Another privacy policy you won’t read.

In the future, the next new car you buy could come with a privacy policy you likely won’t read. Collecting data from vehicles is a new frontier in the automotive sector. The influx of technology into new vehicles is making it easier than ever for automakers to collect vital, sometimes intrusive amounts of data such as vehicle speed, location, throttle and braking position, and much more. But not every automaker has hopes of monetizing the troves of data they soon could have access to. Some, like Jaguar Land Rover, want to reward customers who share their data — and the data the company wants isn’t as intrusive as you’d think.

Jaguar Land Rover wants to reward drivers who share useful road condition data with the company — think traffic congestion and pothole locations that are shared with navigation provers or local authorities. The company will use “Smart Wallet” paired with the latest cryptocurrency technology, partnering with the IOTA Foundation on the project. Drivers who share their data will earn rewards that they can then redeem for a reward such as coffee, parking fees, tolls, and more. JLR is already trialing the technology in several vehicles including the Jaguar F-Pace and Land Rover Range Rover Velar.

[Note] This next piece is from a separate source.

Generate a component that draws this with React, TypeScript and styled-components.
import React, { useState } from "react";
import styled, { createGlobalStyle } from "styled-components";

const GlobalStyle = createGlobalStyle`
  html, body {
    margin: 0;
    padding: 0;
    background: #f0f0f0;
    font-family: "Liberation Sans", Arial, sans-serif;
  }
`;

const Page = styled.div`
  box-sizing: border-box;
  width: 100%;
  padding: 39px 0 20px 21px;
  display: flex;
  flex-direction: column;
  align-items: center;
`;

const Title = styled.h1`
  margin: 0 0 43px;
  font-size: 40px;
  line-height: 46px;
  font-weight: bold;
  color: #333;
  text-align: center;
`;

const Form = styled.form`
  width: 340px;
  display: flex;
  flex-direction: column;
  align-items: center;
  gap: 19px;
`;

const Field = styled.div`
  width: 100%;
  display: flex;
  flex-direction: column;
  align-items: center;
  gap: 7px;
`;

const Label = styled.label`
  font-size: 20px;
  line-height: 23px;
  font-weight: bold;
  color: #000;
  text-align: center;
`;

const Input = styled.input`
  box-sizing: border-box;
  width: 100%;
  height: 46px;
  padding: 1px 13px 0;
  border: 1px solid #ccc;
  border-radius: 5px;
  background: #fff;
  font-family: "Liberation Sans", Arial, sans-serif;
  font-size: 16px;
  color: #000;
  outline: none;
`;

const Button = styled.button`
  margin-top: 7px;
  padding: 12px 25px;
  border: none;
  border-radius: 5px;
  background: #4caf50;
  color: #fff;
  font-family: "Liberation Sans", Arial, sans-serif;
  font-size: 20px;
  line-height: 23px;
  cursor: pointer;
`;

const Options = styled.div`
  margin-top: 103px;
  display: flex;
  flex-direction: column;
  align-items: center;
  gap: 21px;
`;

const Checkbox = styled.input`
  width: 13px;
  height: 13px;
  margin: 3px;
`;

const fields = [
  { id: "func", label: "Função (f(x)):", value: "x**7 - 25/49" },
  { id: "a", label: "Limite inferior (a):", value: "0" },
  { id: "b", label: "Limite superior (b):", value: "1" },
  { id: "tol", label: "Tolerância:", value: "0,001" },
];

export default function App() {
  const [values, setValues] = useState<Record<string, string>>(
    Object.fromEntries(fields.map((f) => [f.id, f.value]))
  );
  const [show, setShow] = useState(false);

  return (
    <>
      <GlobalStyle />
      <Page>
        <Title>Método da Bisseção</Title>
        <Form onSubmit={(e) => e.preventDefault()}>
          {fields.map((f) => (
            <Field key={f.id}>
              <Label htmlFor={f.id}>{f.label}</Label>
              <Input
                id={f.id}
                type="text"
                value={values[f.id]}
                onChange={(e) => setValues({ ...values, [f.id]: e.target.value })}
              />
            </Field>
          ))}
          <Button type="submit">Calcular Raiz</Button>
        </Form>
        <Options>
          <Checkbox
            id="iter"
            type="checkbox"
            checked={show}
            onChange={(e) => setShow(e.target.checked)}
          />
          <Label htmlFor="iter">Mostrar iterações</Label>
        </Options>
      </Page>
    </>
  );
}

JLR’s data sharing program is much different than other companies. Take General Motors as an example. The Detroit automaker leads the industry with connected-car shipments thanks to its OnStar service. OnStar can monitor a vehicle’s speed, and, if stolen, locate the car, disable the engine, and remotely bring the vehicle to a stop. Tesla’s Autopilot is equally as intrusive with the California automaker sharing crash data such as vehicle speed from vehicles mere hours after an accident. Tesla also uses vehicle data to improve its own systems, such as Autopilot, the company’s advanced driver-assistance system that packages lane centering, adaptive cruise control, and more.

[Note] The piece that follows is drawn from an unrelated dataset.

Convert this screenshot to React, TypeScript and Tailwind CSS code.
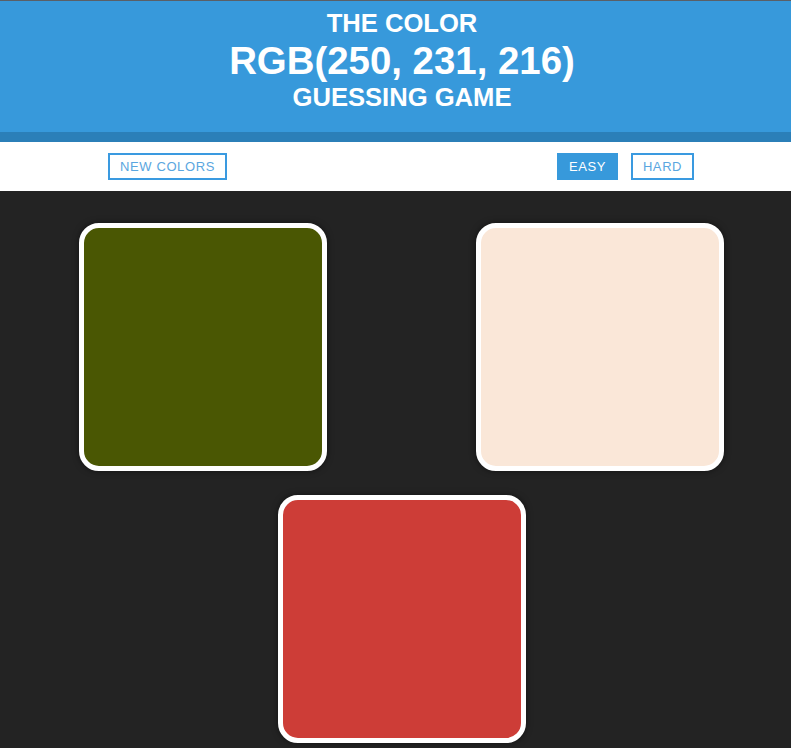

Land Rover Range Rover Velar

While many of these features are amazing, we’ve learned through sharing data with other non-automotive companies that not every actor is benevolent. Automakers could share data with other companies such as marketing agencies eager to show you ads for the McDonald’s you drive past every morning on your way to work. The legal limits on what automakers can do with your data are thin, but many allow customers to opt out of such data collection, though doing so can prove challenging. Either way, as cars become more connected to the internet and the world around them, automakers will be able to vacuum up massive amounts of data that they then can monetize or pay to access, like JLR.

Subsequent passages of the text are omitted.